Les composantes de l’ordre public sont posées au premier alinéa de l’art. L. 2212-2 du CGCT définissant la police municipale : "La police municipale a pour objet d’assurer le bon ordre, la sûreté, la sécurité et la salubrité publiques." S’agissant du maintien de la décence dans les cimetières, celui-ci est une composante de la police spéciale des cimetières conférée au maire par l’art. L. 2213-9 du CGCT, qui dispose que "sont soumis au pouvoir de police du maire […] le maintien de l’ordre et de la décence dans les cimetières".
Cependant, il découle de l’esprit de ces textes et des différentes situations qu’ils exposent que les pouvoirs de police du maire ont vocation à prévenir ou faire cesser des troubles objectifs, certains ou immédiats, et ne font pas référence à des notions environnementales, qui relèvent des compétences de l’État dans le cadre de politiques globales.
Ainsi, par exemple, si un concessionnaire fait le choix de végétaliser sa concession, il lui sera interdit d’utiliser des produits phytosanitaires pour faire la chasse aux mauvaises herbes, parce qu’un texte de portée nationale lui interdit de le faire. Et en l’espèce, le maire ne sera compétent que pour s’assurer du respect de ce texte par le concessionnaire ou l’usager du cimetière procédant à l’entretien de la sépulture.
Le maire ne serait donc pas fondé à édicter des règles de nature à restreindre la liberté d’aménagement des concessions fondées sur des motifs environnementaux, faute de texte le lui permettant.
Dans ces conditions, comment créer et faire vivre un cimetière naturel, à caractère essentiellement végétal, sans levier normatif ?
Un cimetière naturel se caractérise par une végétalisation de l’ensemble des espaces du cimetière – espaces publics et espaces réservés aux inhumations –, et en particulier les espaces concédés, dans une démarche de préservation totale de l’environnement et de retour à la nature.

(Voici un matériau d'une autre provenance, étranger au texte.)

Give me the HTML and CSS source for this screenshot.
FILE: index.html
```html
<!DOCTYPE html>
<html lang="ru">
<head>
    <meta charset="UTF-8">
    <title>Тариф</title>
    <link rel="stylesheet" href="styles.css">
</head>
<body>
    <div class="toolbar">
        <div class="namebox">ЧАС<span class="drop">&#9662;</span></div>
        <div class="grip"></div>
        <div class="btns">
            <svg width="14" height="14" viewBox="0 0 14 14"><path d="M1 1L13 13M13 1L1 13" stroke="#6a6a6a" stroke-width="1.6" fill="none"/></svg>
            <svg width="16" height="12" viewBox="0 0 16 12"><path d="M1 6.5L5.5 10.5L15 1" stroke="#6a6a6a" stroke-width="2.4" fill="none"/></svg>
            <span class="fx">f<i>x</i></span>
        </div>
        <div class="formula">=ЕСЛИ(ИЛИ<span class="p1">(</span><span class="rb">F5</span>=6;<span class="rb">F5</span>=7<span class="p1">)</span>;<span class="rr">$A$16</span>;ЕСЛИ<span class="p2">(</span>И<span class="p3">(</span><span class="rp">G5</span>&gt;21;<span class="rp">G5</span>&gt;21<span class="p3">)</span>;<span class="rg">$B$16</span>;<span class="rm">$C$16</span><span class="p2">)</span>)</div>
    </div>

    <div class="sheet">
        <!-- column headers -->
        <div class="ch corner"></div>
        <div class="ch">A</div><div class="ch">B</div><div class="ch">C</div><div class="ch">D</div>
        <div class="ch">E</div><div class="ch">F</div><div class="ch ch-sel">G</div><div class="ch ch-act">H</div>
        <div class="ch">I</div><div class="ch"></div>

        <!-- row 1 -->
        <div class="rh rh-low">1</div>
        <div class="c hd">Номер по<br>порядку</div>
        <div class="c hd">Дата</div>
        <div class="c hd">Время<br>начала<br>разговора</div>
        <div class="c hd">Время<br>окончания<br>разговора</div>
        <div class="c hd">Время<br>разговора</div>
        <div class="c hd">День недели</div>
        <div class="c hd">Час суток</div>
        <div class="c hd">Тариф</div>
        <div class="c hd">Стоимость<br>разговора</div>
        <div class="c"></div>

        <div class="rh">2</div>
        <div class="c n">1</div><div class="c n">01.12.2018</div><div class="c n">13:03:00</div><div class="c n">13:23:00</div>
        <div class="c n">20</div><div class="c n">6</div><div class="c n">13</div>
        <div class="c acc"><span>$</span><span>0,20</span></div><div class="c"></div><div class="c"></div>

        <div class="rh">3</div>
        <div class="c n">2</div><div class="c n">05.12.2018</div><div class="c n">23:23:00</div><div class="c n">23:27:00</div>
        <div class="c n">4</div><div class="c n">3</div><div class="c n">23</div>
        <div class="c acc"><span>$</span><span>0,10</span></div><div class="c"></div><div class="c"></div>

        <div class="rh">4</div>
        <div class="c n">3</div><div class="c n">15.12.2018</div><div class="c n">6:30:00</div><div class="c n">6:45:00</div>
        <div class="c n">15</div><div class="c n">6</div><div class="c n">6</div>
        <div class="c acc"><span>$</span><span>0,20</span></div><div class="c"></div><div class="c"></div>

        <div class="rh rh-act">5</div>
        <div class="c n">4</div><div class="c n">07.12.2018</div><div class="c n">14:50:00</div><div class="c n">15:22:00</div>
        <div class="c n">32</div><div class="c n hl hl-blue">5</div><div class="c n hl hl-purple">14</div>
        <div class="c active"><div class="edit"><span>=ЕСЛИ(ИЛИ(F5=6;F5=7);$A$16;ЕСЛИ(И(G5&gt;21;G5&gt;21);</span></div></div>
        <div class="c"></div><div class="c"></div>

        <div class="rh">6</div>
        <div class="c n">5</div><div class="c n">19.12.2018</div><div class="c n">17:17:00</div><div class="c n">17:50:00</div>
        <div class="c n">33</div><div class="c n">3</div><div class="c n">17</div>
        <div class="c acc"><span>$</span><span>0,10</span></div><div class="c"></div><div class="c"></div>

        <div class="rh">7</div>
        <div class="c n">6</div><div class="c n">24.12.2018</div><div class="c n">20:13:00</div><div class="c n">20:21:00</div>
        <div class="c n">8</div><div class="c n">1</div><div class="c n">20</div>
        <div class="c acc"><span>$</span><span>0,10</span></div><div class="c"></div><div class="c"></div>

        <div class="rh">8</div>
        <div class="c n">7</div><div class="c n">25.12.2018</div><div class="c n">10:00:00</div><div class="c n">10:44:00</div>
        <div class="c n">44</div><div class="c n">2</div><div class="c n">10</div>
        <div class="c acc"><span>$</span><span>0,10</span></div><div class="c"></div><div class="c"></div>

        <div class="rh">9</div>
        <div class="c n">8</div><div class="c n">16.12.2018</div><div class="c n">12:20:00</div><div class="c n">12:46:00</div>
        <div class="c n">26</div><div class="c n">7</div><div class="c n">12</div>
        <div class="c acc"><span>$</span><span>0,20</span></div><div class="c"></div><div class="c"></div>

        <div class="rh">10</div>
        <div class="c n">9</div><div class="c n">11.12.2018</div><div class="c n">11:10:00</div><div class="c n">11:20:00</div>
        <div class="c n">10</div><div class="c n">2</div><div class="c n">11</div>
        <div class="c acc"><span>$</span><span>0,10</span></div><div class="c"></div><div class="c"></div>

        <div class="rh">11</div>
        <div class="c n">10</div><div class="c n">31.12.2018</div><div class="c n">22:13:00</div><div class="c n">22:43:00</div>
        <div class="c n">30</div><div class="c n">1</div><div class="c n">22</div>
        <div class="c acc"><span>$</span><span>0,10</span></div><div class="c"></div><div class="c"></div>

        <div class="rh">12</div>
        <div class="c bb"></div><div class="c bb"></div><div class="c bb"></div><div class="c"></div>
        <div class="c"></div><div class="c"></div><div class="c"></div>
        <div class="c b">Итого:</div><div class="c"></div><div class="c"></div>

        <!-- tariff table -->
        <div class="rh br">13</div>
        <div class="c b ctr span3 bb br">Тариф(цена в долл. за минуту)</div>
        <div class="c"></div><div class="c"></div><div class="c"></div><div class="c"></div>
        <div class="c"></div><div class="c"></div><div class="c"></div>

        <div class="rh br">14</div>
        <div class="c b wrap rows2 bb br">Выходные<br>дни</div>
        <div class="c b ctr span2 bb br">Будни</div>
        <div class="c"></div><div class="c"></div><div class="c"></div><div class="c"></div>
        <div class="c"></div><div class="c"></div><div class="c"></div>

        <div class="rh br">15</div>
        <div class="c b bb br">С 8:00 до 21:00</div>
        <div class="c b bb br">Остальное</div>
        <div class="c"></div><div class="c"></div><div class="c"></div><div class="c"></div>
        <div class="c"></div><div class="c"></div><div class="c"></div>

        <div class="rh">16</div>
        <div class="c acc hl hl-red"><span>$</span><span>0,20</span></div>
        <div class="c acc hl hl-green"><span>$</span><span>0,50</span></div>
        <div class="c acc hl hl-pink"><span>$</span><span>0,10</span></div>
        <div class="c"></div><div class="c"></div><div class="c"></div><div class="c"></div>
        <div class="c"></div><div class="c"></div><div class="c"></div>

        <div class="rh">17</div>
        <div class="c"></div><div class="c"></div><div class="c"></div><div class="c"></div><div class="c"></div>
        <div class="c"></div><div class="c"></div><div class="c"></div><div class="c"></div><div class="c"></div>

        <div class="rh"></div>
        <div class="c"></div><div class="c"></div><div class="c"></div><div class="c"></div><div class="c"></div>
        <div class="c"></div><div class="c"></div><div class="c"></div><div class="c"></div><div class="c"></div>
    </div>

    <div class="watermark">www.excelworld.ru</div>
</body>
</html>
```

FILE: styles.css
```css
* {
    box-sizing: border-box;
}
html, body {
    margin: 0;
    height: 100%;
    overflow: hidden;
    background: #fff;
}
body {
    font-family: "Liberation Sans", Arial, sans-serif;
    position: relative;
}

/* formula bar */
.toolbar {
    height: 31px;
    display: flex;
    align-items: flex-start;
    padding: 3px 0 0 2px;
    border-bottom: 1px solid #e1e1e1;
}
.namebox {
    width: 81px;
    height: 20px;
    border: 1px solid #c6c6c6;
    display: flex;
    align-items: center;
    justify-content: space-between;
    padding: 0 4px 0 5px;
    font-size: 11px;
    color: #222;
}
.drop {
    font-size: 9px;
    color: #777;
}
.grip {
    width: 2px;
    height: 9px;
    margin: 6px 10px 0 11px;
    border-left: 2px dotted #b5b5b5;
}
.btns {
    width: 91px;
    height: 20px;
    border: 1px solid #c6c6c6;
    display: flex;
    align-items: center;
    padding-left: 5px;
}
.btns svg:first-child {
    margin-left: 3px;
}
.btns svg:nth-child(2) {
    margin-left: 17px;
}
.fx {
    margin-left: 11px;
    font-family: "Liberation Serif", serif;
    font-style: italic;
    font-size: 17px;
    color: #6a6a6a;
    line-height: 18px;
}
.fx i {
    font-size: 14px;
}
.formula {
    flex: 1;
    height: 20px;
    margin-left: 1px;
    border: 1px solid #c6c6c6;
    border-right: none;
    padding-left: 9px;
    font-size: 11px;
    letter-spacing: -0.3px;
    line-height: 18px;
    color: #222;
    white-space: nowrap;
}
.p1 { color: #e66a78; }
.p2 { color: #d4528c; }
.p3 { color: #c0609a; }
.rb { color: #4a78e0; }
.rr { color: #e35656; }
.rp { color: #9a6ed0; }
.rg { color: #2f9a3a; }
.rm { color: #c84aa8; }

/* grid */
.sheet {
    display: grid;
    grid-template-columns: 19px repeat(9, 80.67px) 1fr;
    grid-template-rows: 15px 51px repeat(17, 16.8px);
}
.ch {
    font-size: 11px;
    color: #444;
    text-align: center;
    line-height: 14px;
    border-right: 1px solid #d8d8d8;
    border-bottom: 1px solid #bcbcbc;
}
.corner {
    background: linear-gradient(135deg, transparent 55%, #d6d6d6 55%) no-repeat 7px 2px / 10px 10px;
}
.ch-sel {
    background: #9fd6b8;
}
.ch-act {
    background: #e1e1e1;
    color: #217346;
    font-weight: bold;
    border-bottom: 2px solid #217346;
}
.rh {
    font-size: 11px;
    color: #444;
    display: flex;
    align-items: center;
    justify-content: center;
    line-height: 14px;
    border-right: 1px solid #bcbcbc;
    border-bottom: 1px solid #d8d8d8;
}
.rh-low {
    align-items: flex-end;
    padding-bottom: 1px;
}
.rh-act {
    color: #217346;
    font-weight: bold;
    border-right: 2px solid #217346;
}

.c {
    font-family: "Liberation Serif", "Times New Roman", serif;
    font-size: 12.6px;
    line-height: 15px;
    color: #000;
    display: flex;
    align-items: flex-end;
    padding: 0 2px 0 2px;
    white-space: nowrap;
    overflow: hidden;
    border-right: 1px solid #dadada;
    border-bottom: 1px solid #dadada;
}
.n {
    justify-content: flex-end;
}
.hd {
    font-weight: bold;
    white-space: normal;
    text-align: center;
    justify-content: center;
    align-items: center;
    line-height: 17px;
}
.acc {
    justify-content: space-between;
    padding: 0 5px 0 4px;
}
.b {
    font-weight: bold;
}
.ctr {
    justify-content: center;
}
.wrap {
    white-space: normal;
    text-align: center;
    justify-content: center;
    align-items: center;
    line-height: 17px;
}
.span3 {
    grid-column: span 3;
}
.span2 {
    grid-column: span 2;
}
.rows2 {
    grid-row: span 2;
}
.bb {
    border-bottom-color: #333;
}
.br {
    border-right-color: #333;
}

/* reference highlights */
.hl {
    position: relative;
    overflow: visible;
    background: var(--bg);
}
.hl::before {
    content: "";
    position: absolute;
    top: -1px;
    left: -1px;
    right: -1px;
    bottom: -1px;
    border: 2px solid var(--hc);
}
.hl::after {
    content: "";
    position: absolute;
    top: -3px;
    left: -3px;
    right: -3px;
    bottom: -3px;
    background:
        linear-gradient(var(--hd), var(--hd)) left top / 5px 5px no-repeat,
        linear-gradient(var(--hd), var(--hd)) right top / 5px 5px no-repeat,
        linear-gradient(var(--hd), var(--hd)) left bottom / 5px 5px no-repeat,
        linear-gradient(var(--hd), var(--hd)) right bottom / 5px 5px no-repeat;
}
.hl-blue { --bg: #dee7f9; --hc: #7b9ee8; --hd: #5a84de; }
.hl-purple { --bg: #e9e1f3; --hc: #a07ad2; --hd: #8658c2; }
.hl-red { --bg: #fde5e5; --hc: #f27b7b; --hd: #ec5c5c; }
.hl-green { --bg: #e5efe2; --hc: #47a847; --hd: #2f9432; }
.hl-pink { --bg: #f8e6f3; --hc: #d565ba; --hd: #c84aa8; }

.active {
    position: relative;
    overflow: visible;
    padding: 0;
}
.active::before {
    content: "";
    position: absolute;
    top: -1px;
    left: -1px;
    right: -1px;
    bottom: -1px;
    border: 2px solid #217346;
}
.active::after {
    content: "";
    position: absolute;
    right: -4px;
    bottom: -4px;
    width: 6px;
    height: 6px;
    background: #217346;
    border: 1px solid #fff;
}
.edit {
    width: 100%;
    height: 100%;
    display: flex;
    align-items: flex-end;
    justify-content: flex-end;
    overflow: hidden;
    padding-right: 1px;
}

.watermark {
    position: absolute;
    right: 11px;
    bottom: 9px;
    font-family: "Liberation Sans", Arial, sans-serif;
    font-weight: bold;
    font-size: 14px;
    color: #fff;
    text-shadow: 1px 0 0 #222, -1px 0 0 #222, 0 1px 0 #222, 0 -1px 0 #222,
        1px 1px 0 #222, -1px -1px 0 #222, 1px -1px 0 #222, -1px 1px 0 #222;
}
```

Pour parvenir à ses fins, il implique donc, par exemple :
• d’inhumer exclusivement en pleine terre (les caveaux impliquent l’utilisation de ciment, très fort producteur de CO2, de sable extrait des fonds marins et dont la ressources commence à manquer, le transport et la transformation des matériaux grands consommateurs d’énergie) ;
• de ne pas réaliser de soins de conservation sur le corps des défunts (ralentissant la décomposition des corps et susceptibles de causer une pollution des sols) ;
• d’utiliser exclusivement des cercueils en bois brut ;
• de n’habiller le défunt qu’avec des fibres naturelles susceptibles de se décomposer (coton ou lin, par exemple, excluant ainsi notamment le nylon, fabriqué à partir de produits pétroliers et qui ne se décompose que très lentement) ;
• de ne pas poser de monument sur la sépulture (qui consomme beaucoup d’énergie pour son extraction, son façonnage et son transport, et qui artificialise les sols) ;
• de ne pas poser de fleurs artificielles ni d’objets en plastique sur les sépultures.
Autant de règles de bonne conduite environnementale qui ne sauraient être imposées par l’autorité de police municipale.
La réussite des objectifs d’un cimetière naturel repose donc sur la volonté d’engagement, la bonne foi et la loyauté des concessionnaires et de leurs ayants droit dans le temps. C’est la raison pour laquelle il est incontournable pour le gestionnaire d’un cimetière naturel de faire un travail d’information et de sensibilisation préalable à l’achat de la concession, auprès des familles, afin de s’assurer du sérieux de leur engagement à acquérir une concession dans un secteur végétalisé, tout en laissant bien entendu le libre choix d’un emplacement dans un secteur classique, sans restriction.
La rédaction d’une charte d’engagement des familles (sans réelle valeur normative), dont l’acceptation serait matérialisée par une attestation sur l’honneur, constitue l’unique moyen de matérialiser cet engagement.
L’engagement étant pris, le gestionnaire du cimetière va néanmoins se trouver confronté pendant toute la vie du cimetière à devoir faire de nombreux arbitrages dont la fragilité juridique ne manquera pas de lui compliquer la tâche.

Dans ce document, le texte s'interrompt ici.